Vergiftung mit Nowitschok? Moskau weist Vorwürfe zurück
SALISBURY (dpa) Das mit dem Kampfstoff Nowitschok vergiftete Paar aus Südengland ist vermutlich nicht Opfer eines gezielten Anschlags geworden. Das berichtete der britische Sicherheitsstaatssekretär Ben Wallace am Donnerstag. Die beiden Opfer könnten stattdessen zufällig mit einem kontaminierten Gegenstand in Kontakt gekommen sein, der beim Anschlag auf die Skripals genutzt worden war.
Bei den jüngsten Opfern handelt es sich nach Polizeiangaben um einen 45-jährigen Mann und eine 44-jährige Frau aus der Region. Zunächst sei die Frau am Samstag im Wohnhaus in Amesbury kollabiert, später musste auch der Mann ins Krankenhaus in das wenige Kilometer entfernte Salisbury. Nach Angaben eines Bekannten waren beide nicht mehr ansprechbar; ihnen lief Schaum aus dem Mund. Die Polizei hat fünf Areale in Amesbury und Salisbury identifiziert, die genauer unter die Lupe genommen werden. Das Paar hatte sich kurz vor der Erkrankung in beiden Orten aufgehalten. Wer kürzlich in diesen Arealen gewesen sei, solle Sicherheitsmaßnahmen einhalten und etwa Kleidung und Handys reinigen.
Die britische Premierministerin Theresa May kündigte an, in den Ermittlungen alle Hebel in Bewegung zu setzen. Vor vier Monaten waren der ehemalige russische Doppelagent Sergej Skripal (67) und seine Tochter Julia (33) bewusstlos auf einer Parkbank in Salisbury entdeckt worden. Nach langer Therapie leben sie heute an einem geheimen Ort. London bezichtigt Moskau, Drahtzieher des Anschlags zu sein. Nowitschok wurde in der früheren Sowjetunion hergestellt, später tauchte es in anderen Ländern auf.

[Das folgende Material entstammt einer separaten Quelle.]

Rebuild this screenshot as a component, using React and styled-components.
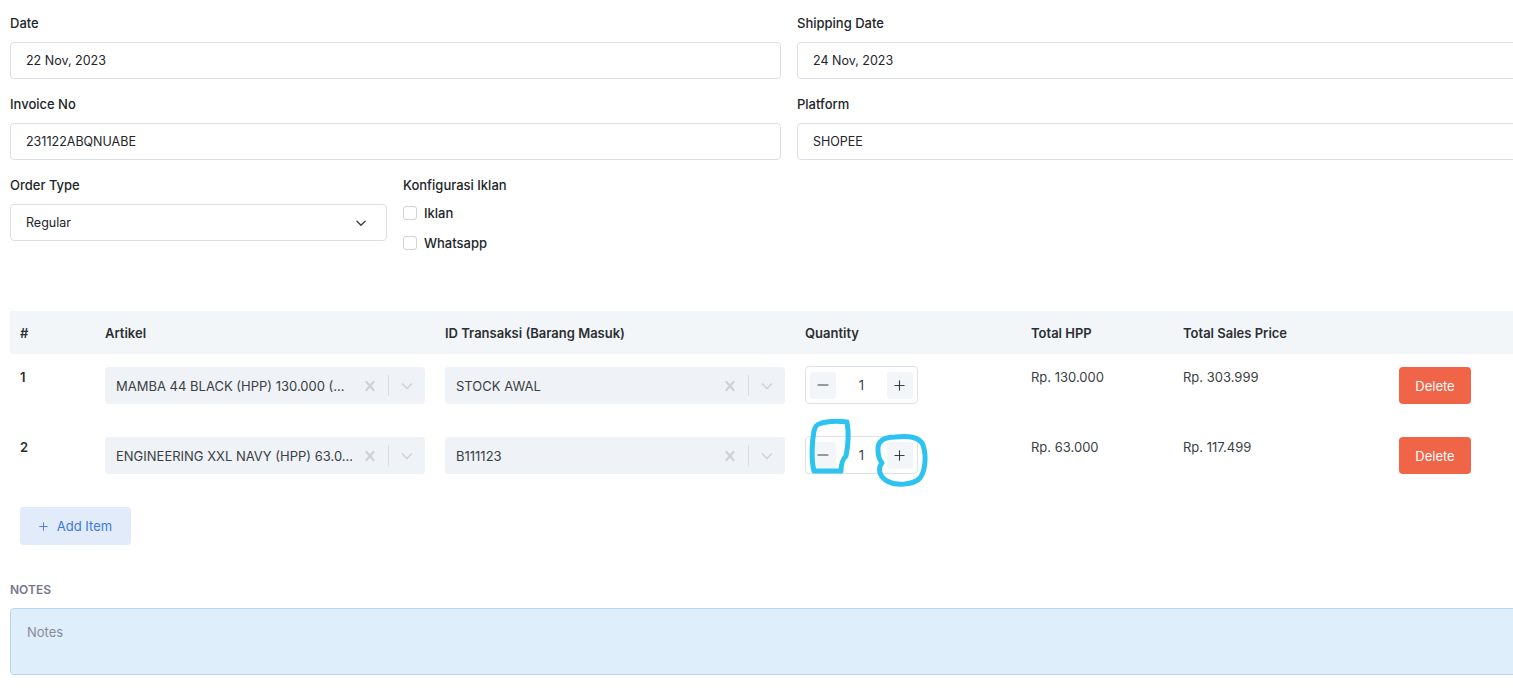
import React from "react"
import styled, { createGlobalStyle } from "styled-components"

const GlobalStyle = createGlobalStyle`
  html, body {
    margin: 0;
    padding: 0;
    background: #fff;
    overflow: hidden;
  }
  body {
    font-family: Inter, "Noto Sans", sans-serif;
    font-size: 13px;
    color: #212529;
  }
  * { box-sizing: border-box; }
`

const Page = styled.div`
  width: 1568px;
  padding: 14px 0 0 10px;
`

const FormGrid = styled.div`
  display: grid;
  grid-template-columns: 771px 771px;
  column-gap: 16px;
  row-gap: 16px;
`

const Field = styled.div`
  display: flex;
  flex-direction: column;
`

const Label = styled.label`
  display: block;
  height: 18px;
  line-height: 18px;
  margin-bottom: 10px;
  font-size: 13px;
  font-weight: 500;
  color: #212529;
`

const Input = styled.div`
  height: 37px;
  display: flex;
  align-items: center;
  padding: 0 15px;
  border: 1px solid #dcdfe3;
  border-radius: 4px;
  font-size: 12.5px;
  color: #212529;
  background: #fff;
`

const OrderRow = styled.div`
  display: flex;
  gap: 16px;
  margin-top: 16px;
`

const SelectBox = styled(Input)`
  width: 377px;
  justify-content: space-between;
  padding-right: 16px;
`

const CheckList = styled.div`
  display: flex;
  flex-direction: column;
  gap: 12px;
`

const CheckItem = styled.label`
  display: flex;
  align-items: center;
  gap: 7px;
  height: 18px;
  font-size: 13px;
  font-weight: 500;
  color: #212529;
`

const Box = styled.span`
  width: 14px;
  height: 14px;
  border: 1px solid #ced4da;
  border-radius: 3px;
  background: #fff;
`

const Table = styled.div`
  margin-top: 59px;
`

const Row = styled.div`
  display: grid;
  grid-template-columns: 85px 340px 360px 226px 152px 216px 1fr;
  align-items: ${p => (p.$head ? "center" : "start")};
  height: ${p => (p.$head ? "43px" : "70px")};
  padding-top: ${p => (p.$head ? "0" : "13px")};
  background: ${p => (p.$head ? "#f3f6f9" : "transparent")};
`

const Cell = styled.div`
  padding: ${p => (p.$text ? "1px 10px 0" : "0 10px")};
  font-size: 13px;
  line-height: 18px;
  font-weight: ${p => (p.$bold ? 600 : 400)};
  color: ${p => (p.$bold ? "#2b2f33" : "#3a3f44")};
  position: relative;
`

const HeadCell = styled.div`
  padding: 0 10px;
  font-size: 13px;
  font-weight: 600;
  color: #2b2f33;
`

const RSelect = styled.div`
  height: 37px;
  display: flex;
  align-items: center;
  background: #eff2f6;
  border-radius: 4px;
`

const RValue = styled.div`
  flex: 1;
  padding-left: 11px;
  font-size: 13px;
  color: #3a3f44;
  white-space: nowrap;
  overflow: hidden;
`

const Indicator = styled.div`
  width: 36px;
  display: flex;
  justify-content: center;
  color: #cfd3d8;
`

const Separator = styled.span`
  width: 1px;
  height: 21px;
  background: #dadde1;
`

const Stepper = styled.div`
  width: 113px;
  height: 38px;
  margin-top: -1px;
  display: flex;
  align-items: center;
  justify-content: space-between;
  padding: 0 4px;
  border: 1px solid #dee2e6;
  border-radius: 4px;
  background: #fff;
`

const StepBtn = styled.button`
  width: 26px;
  height: 27px;
  border: none;
  border-radius: 3px;
  background: #f3f6f9;
  color: #3a3f44;
  padding: 0;
  display: flex;
  align-items: center;
  justify-content: center;
`

const Qty = styled.span`
  font-size: 13px;
  color: #3a3f44;
`

const DeleteButton = styled.button`
  width: 72px;
  height: 37px;
  border: none;
  border-radius: 4px;
  background: #f06548;
  color: #fff;
  font-family: inherit;
  font-size: 13px;
`

const AddButton = styled.button`
  margin: 13px 0 0 10px;
  width: 111px;
  height: 38px;
  border: none;
  border-radius: 4px;
  background: #e2ebfa;
  color: #3d78e3;
  font-family: inherit;
  font-size: 13px;
  display: flex;
  align-items: center;
  justify-content: center;
  gap: 9px;
`

const NotesLabel = styled.div`
  margin-top: 37px;
  font-size: 12px;
  font-weight: 600;
  color: #74788d;
  text-transform: uppercase;
  line-height: 16px;
`

const Notes = styled.div`
  margin-top: 10px;
  height: 67px;
  padding: 15px 16px;
  background: #dfeefb;
  border: 1px solid #b6d8f3;
  border-radius: 4px;
  color: #878a99;
  font-size: 13px;
`

const Scribble = styled.svg`
  position: absolute;
  left: 10px;
  top: -16px;
  overflow: visible;
  pointer-events: none;
`

const Cross = () => (
  <svg width="20" height="20" viewBox="0 0 20 20" fill="currentColor">
    <path d="M14.348 14.849c-0.469 0.469-1.229 0.469-1.697 0l-2.651-3.030-2.651 3.029c-0.469 0.469-1.229 0.469-1.697 0-0.469-0.469-0.469-1.229 0-1.697l2.758-3.15-2.759-3.152c-0.469-0.469-0.469-1.228 0-1.697s1.228-0.469 1.697 0l2.652 3.031 2.651-3.031c0.469-0.469 1.228-0.469 1.697 0s0.469 1.229 0 1.697l-2.758 3.152 2.758 3.15c0.469 0.469 0.469 1.229 0 1.698z" />
  </svg>
)

const Chevron = ({ color = "currentColor", size = 20 }) => (
  <svg width={size} height={size} viewBox="0 0 20 20" fill="none" stroke={color} strokeWidth="1.5" strokeLinecap="round" strokeLinejoin="round">
    <path d="M5.5 8l4.5 4.5L14.5 8" />
  </svg>
)

// thin plus / minus glyphs used by the stepper and the add button
const Sign = ({ plus, size = 12 }) => (
  <svg width={size} height={size} viewBox="0 0 12 12" fill="none" stroke="currentColor" strokeWidth="1.2" strokeLinecap="round">
    <path d="M1 6h10" />
    {plus && <path d="M6 1v10" />}
  </svg>
)

function ReactSelect({ value }) {
  return (
    <RSelect>
      <RValue>{value}</RValue>
      <Indicator><Cross /></Indicator>
      <Separator />
      <Indicator><Chevron /></Indicator>
    </RSelect>
  )
}

function QtyStepper({ marked }) {
  return (
    <>
      <Stepper>
        <StepBtn><Sign /></StepBtn>
        <Qty>1</Qty>
        <StepBtn><Sign plus size={11} /></StepBtn>
      </Stepper>
      {marked && (
        <Scribble width="140" height="80" viewBox="0 0 140 80">
          <g fill="none" stroke="#2cc3f1" strokeWidth="5" strokeLinecap="round" strokeLinejoin="round">
            <path d="M14 3 C22 0, 34 0, 42 1 C44 12, 43 25, 41 35 C38 38, 36 41, 36 50 L9 50 C6 39, 7 20, 9 10 C10 6, 11 4, 14 3 Z" />
            <path d="M73 30 C72 20, 79 16, 90 16 C103 15, 114 15, 118 24 C122 36, 120 52, 114 58 C107 64, 91 65, 82 60 C75 56, 72 48, 77 42 C74 38, 73 34, 73 30 Z" />
          </g>
        </Scribble>
      )}
    </>
  )
}

const rows = [
  { no: 1, artikel: "MAMBA 44 BLACK (HPP) 130.000 (...", trx: "STOCK AWAL", hpp: "Rp. 130.000", sales: "Rp. 303.999" },
  { no: 2, artikel: "ENGINEERING XXL NAVY (HPP) 63.0...", trx: "B111123", hpp: "Rp. 63.000", sales: "Rp. 117.499", marked: true },
]

export default function App() {
  return (
    <>
      <GlobalStyle />
      <Page>
        <FormGrid>
          <Field>
            <Label>Date</Label>
            <Input>22 Nov, 2023</Input>
          </Field>
          <Field>
            <Label>Shipping Date</Label>
            <Input>24 Nov, 2023</Input>
          </Field>
          <Field>
            <Label>Invoice No</Label>
            <Input>231122ABQNUABE</Input>
          </Field>
          <Field>
            <Label>Platform</Label>
            <Input>SHOPEE</Input>
          </Field>
        </FormGrid>

        <OrderRow>
          <Field>
            <Label>Order Type</Label>
            <SelectBox>
              Regular
              <Chevron color="#3a3f44" size={18} />
            </SelectBox>
          </Field>
          <Field>
            <Label>Konfigurasi Iklan</Label>
            <CheckList>
              <CheckItem><Box />Iklan</CheckItem>
              <CheckItem><Box />Whatsapp</CheckItem>
            </CheckList>
          </Field>
        </OrderRow>

        <Table>
          <Row $head>
            <HeadCell>#</HeadCell>
            <HeadCell>Artikel</HeadCell>
            <HeadCell>ID Transaksi (Barang Masuk)</HeadCell>
            <HeadCell>Quantity</HeadCell>
            <HeadCell>Total HPP</HeadCell>
            <HeadCell>Total Sales Price</HeadCell>
            <HeadCell />
          </Row>
          {rows.map(r => (
            <Row key={r.no}>
              <Cell $text $bold>{r.no}</Cell>
              <Cell><ReactSelect value={r.artikel} /></Cell>
              <Cell><ReactSelect value={r.trx} /></Cell>
              <Cell><QtyStepper marked={r.marked} /></Cell>
              <Cell $text>{r.hpp}</Cell>
              <Cell $text>{r.sales}</Cell>
              <Cell><DeleteButton>Delete</DeleteButton></Cell>
            </Row>
          ))}
        </Table>

        <AddButton><Sign plus size={9} />Add Item</AddButton>

        <NotesLabel>Notes</NotesLabel>
        <Notes>Notes</Notes>
      </Page>
    </>
  )
}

Russland bezeichnete die Vergiftungsfälle mit dem Kampfstoff Nowitschok als eine politische Intrige Großbritanniens: „Wir fordern die Regierung von Theresa May dazu auf, die Intrigen mit giftigen Chemikalien zu beenden und die Ermittlungen nicht zu behindern“, sagte eine Sprecherin der Außenministeriums am Donnerstag in Moskau. Russland sei jederzeit zu gemeinsamen Untersuchungen bereit.